Human-caused climate change is already having an impact here in B.C. In the last few years we have experienced:
- higher average air and water temperatures, including record high temperatures in the Fraser River, contributing to a significant decline in salmon survival
- changing patterns of precipitation
- extreme or unusual weather events, such as the high winds that caused major losses of trees in Stanley Park and on southern Vancouver Island
- significant decline in average snowpack, which means less water in the rivers and streams that returning salmon depend on
One of the most serious impacts of the climate crisis for coastal regions like ours is sea level rise, caused by thermal expansion of ocean waters and melting of glaciers and ice fields.
By burning fossil fuels, we are changing the chemistry of the ocean – making it deadly for many of the creatures that live in it.
Up to a third of all the CO2 we release into the atmosphere is absorbed by the ocean. As it dissolves, it produces carbonic acid, which makes seawater acidic.
The more greenhouse gases we produce – from our cars, factories, furnaces, airplanes and power plants – the more acidic the oceans will become.
Ocean acidity is rising dangerously fast. Since the beginning of the industrial age (just 250 years ago), it has increased by about 30% worldwide. It is now rising faster than any time in the past 55 million years – much faster than we can expect plants or animals to adapt.

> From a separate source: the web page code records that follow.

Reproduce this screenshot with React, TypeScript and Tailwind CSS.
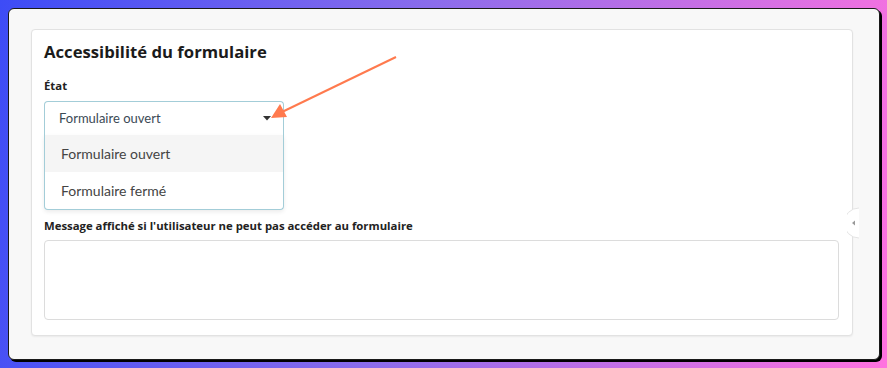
import { useState } from 'react';

const options = ['Formulaire ouvert', 'Formulaire fermé'];
const heading = { fontFamily: '"Open Sans", "Noto Sans", Arial, sans-serif' };

function StateSelect() {
  const [value] = useState(options[0]);
  return (
    <div className="relative w-[240px]">
      <div className="flex h-[34px] items-center justify-between rounded-t-[4px] border border-b-0 border-[#a3cdd8] pl-[14px] pr-[12px] text-[13px] text-[#3b4a55]">
        <span>{value}</span>
        <svg width="8" height="5" viewBox="0 0 8 5" className="mt-[-1px]">
          <path d="M0 0h8L4 4.5z" fill="#333" />
        </svg>
      </div>
      <ul className="absolute left-0 top-[34px] z-10 w-[240px] overflow-hidden rounded-b-[4px] border border-t-0 border-[#a3cdd8] bg-white shadow-[0_2px_4px_rgba(0,0,0,0.08)]">
        {options.map((o, i) => (
          <li
            key={o}
            className={`flex h-[37px] items-center pl-[16px] text-[14px] text-[#444] ${i === 0 ? 'bg-[#f5f5f5]' : ''}`}
          >
            {o}
          </li>
        ))}
      </ul>
    </div>
  );
}

export default function App() {
  return (
    <div
      className="relative h-[368px] w-[887px] bg-[linear-gradient(100deg,#3d4cf6_0%,#8a6cec_45%,#ff72df_100%)] pl-[8px] pt-[8px]"
      style={{ fontFamily: 'Lato, "Open Sans", Arial, sans-serif' }}
    >
      <div className="relative h-[352px] w-[872px] rounded-[6px] border border-[#1a1a1a] bg-[#f8f8f8] pl-[22px] pt-[20px] shadow-[2px_2px_0_#000]">
        <section className="flex h-[307px] w-[822px] flex-col rounded-[4px] border border-[#e2e2e2] bg-white pl-[12px] pr-[13px] pt-[10px] shadow-[0_1px_2px_rgba(0,0,0,0.06)]">
          <h2 style={heading} className="h-[24px] text-[16.7px] font-bold leading-[24px] text-[#1b1b1b]">
            Accessibilité du formulaire
          </h2>
          <label style={heading} className="mt-[12px] h-[20px] text-[11.35px] font-bold leading-[20px] text-[#222]">
            État
          </label>
          <div className="mt-[5px]">
            <StateSelect />
          </div>
          <label style={heading} className="mt-[81px] h-[20px] text-[11.35px] font-bold leading-[20px] text-[#222]">
            Message affiché si l'utilisateur ne peut pas accéder au formulaire
          </label>
          <textarea className="mt-[4px] h-[80px] w-[795px] resize-none rounded-[4px] border border-[#dcdcdc] outline-none" />
        </section>
        <svg className="absolute left-[838px] top-[198px]" width="12" height="32" viewBox="0 0 12 32">
          <path d="M12 1A15 15 0 0 0 12 31" fill="#fff" stroke="#e4e4e4" />
          <path d="M8 13.5v5L5 16z" fill="#999" />
        </svg>
      </div>
      <svg className="pointer-events-none absolute left-0 top-0" width="887" height="368">
        <line x1="396" y1="57" x2="282" y2="112" stroke="#ff7a4e" strokeWidth="2" />
        <path d="M271 118L280 104L287 117z" fill="#ff7a4e" />
      </svg>
    </div>
  );
}
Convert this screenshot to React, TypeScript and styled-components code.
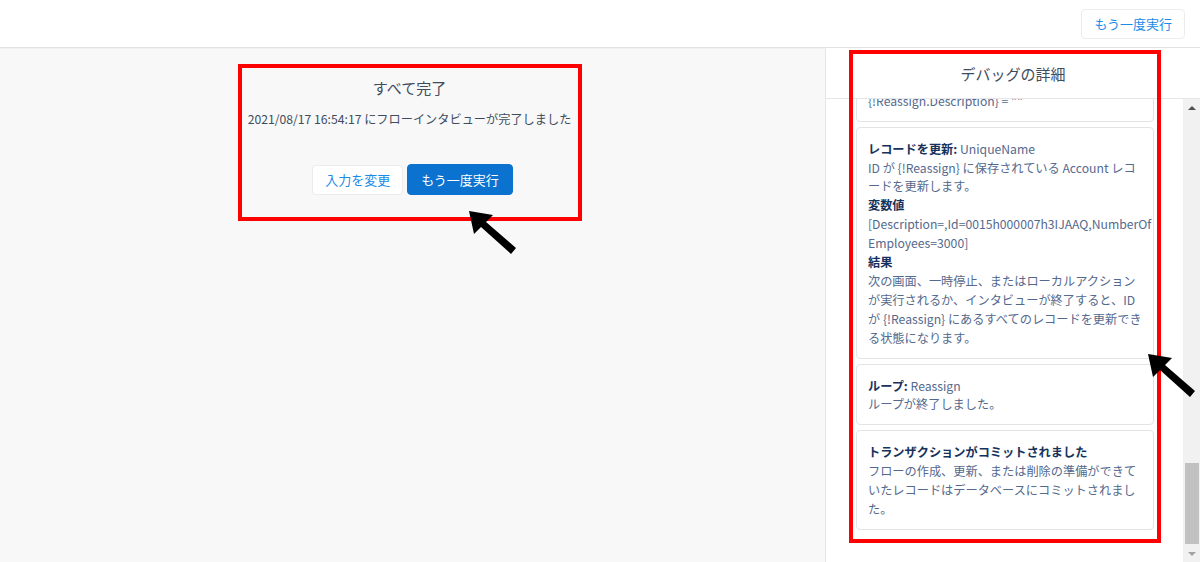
import React from "react";
import styled, { createGlobalStyle } from "styled-components";

const GlobalStyle = createGlobalStyle`
  html, body {
    margin: 0;
    padding: 0;
    height: 100%;
  }
  body {
    font-family: "Noto Sans CJK JP", "Noto Sans", sans-serif;
    color: #3e4c5e;
    overflow: hidden;
  }
  #root {
    height: 100%;
  }
`;

const Page = styled.div`
  position: relative;
  width: 1200px;
  height: 562px;
  display: flex;
  flex-direction: column;
  background: #f8f8f8;
`;

const TopBar = styled.div`
  height: 47px;
  flex: none;
  background: #fff;
  border-bottom: 1px solid #e2e2e2;
  box-shadow: 0 1px 1px rgba(0, 0, 0, 0.03);
  display: flex;
  align-items: center;
  justify-content: flex-end;
  padding: 0 15px;
`;

const Button = styled.button<{ $primary?: boolean }>`
  font-family: inherit;
  font-size: 13px;
  height: ${(p) => (p.$primary ? "31px" : "30px")};
  padding: 0 ${(p) => (p.$primary ? "13px" : "12px")};
  border-radius: 4px;
  border: 1px solid ${(p) => (p.$primary ? "#0b72cf" : "#ececec")};
  background: ${(p) => (p.$primary ? "#0b72cf" : "#fff")};
  color: ${(p) => (p.$primary ? "#fff" : "#1a8be6")};
  cursor: pointer;
`;

const Body = styled.div`
  flex: 1;
  display: flex;
  min-height: 0;
`;

const Main = styled.div`
  flex: 1;
  display: flex;
  justify-content: center;
  align-items: flex-start;
  padding-top: 16px;
  padding-right: 6px;
`;

const Frame = styled.div`
  width: 344px;
  box-sizing: border-box;
  border: 4px solid #ff0000;
  padding: 10px 0 22px;
  display: flex;
  flex-direction: column;
  align-items: center;
`;

const DoneTitle = styled.div`
  font-size: 15px;
  line-height: 20px;
`;

const DoneText = styled.div`
  margin-top: 12px;
  font-size: 12.2px;
  line-height: 18px;
  white-space: nowrap;
`;

const Actions = styled.div`
  margin-top: 36px;
  display: flex;
  align-items: center;
  gap: 4px;
  padding-left: 6px;
`;

const Panel = styled.aside`
  width: 374px;
  flex: none;
  background: #fff;
  border-left: 1px solid #e6e6e6;
  display: flex;
  flex-direction: column;
  min-height: 0;
`;

const PanelHeader = styled.div`
  height: 50px;
  flex: none;
  border-bottom: 1px solid #e6e6e6;
  display: flex;
  align-items: center;
  justify-content: center;
  font-size: 15px;
  color: #3e4c5e;
`;

const PanelBody = styled.div`
  flex: 1;
  display: flex;
  min-height: 0;
`;

const Viewport = styled.div`
  flex: 1;
  overflow: hidden;
  display: flex;
  flex-direction: column;
  justify-content: flex-end;
  gap: 5px;
  padding: 0 29px 32px 30px;
`;

const Card = styled.div`
  flex: none;
  border: 1px solid #e4e4e4;
  border-radius: 4px;
  padding: 12px 11px 10px;
  font-size: 12.2px;
  line-height: 18.9px;
  color: #54698d;
`;

const Line = styled.div`
  white-space: nowrap;
`;

const Strong = styled.span`
  font-weight: 700;
  color: #16325c;
`;

const ScrollTrack = styled.div`
  width: 17px;
  flex: none;
  background: #f1f1f1;
  display: flex;
  flex-direction: column;
  align-items: center;
`;

const ScrollArrow = styled.div<{ $down?: boolean }>`
  height: 17px;
  width: 17px;
  display: flex;
  align-items: center;
  justify-content: center;
  &::after {
    content: "";
    border-left: 4px solid transparent;
    border-right: 4px solid transparent;
    ${(p) =>
      p.$down ? "border-top: 4px solid #a3a3a3;" : "border-bottom: 4px solid #505050;"}
  }
`;

const ScrollSpace = styled.div`
  flex: 1;
`;

const ScrollThumb = styled.div`
  width: 14px;
  height: 81px;
  background: #c1c1c1;
  margin-bottom: 1px;
`;

const RedBox = styled.div`
  position: absolute;
  left: 849px;
  top: 50px;
  width: 312px;
  height: 493px;
  box-sizing: border-box;
  border: 4px solid #ff0000;
  pointer-events: none;
`;

const ArrowMark = styled.svg<{ $x: number; $y: number }>`
  position: absolute;
  left: ${(p) => p.$x}px;
  top: ${(p) => p.$y}px;
  width: 50px;
  height: 46px;
  pointer-events: none;
`;

const Arrow = ({ x, y }: { x: number; y: number }) => (
  <ArrowMark $x={x} $y={y} viewBox="0 0 50 46">
    <path d="M1 1 L25 5 L18 12 L48 38 L43 44 L13 17 L6 24 Z" fill="#000" />
  </ArrowMark>
);

type Segment = { b?: string; t?: string };

const cards: Segment[][][] = [
  [
    [{ b: "割り当て:" }, { t: " Reassign" }],
    [{ t: "{!Reassign.Name} = UniqueName" }],
    [{ t: '{!Reassign.Description} = ""' }],
  ],
  [
    [{ b: "レコードを更新:" }, { t: " UniqueName" }],
    [{ t: "ID が {!Reassign} に保存されている Account レコ" }],
    [{ t: "ードを更新します。" }],
    [{ b: "変数値" }],
    [{ t: "[Description=,Id=0015h000007h3IJAAQ,NumberOf" }],
    [{ t: "Employees=3000]" }],
    [{ b: "結果" }],
    [{ t: "次の画面、一時停止、またはローカルアクション" }],
    [{ t: "が実行されるか、インタビューが終了すると、ID" }],
    [{ t: "が {!Reassign} にあるすべてのレコードを更新でき" }],
    [{ t: "る状態になります。" }],
  ],
  [
    [{ b: "ループ:" }, { t: " Reassign" }],
    [{ t: "ループが終了しました。" }],
  ],
  [
    [{ b: "トランザクションがコミットされました" }],
    [{ t: "フローの作成、更新、または削除の準備ができて" }],
    [{ t: "いたレコードはデータベースにコミットされまし" }],
    [{ t: "た。" }],
  ],
];

export default function App() {
  return (
    <>
      <GlobalStyle />
      <Page>
        <TopBar>
          <Button>もう一度実行</Button>
        </TopBar>
        <Body>
          <Main>
            <Frame>
              <DoneTitle>すべて完了</DoneTitle>
              <DoneText>2021/08/17 16:54:17 にフローインタビューが完了しました</DoneText>
              <Actions>
                <Button>入力を変更</Button>
                <Button $primary>もう一度実行</Button>
              </Actions>
            </Frame>
          </Main>
          <Panel>
            <PanelHeader>デバッグの詳細</PanelHeader>
            <PanelBody>
              <Viewport>
                {cards.map((lines, i) => (
                  <Card key={i}>
                    {lines.map((segs, j) => (
                      <Line key={j}>
                        {segs.map((s, k) =>
                          s.b ? <Strong key={k}>{s.b}</Strong> : <span key={k}>{s.t}</span>
                        )}
                      </Line>
                    ))}
                  </Card>
                ))}
              </Viewport>
              <ScrollTrack>
                <ScrollArrow />
                <ScrollSpace />
                <ScrollThumb />
                <ScrollArrow $down />
              </ScrollTrack>
            </PanelBody>
          </Panel>
        </Body>
        <RedBox />
        <Arrow x={468} y={210} />
        <Arrow x={1147} y={353} />
      </Page>
    </>
  );
}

In an acidic ocean, certain animals will thrive: for example, jellyfish, some seaweeds, and the disease-causing Vibrio bacteria.
But survival will be much, much harder for animals with shells (which includes coral reefs, home to 25% of the world’s marine species).
As acidity increases, animals with shells will grow more slowly and their shells will be weakened. Once the acidity level is high, seawater will dissolve the shells of living animals.
Scientists say that if we continue producing CO2 at our current rate, the ocean’s acidity will more than double – some say it will triple – by the end of this century. Seawater this corrosive will cause immense damage to marine life.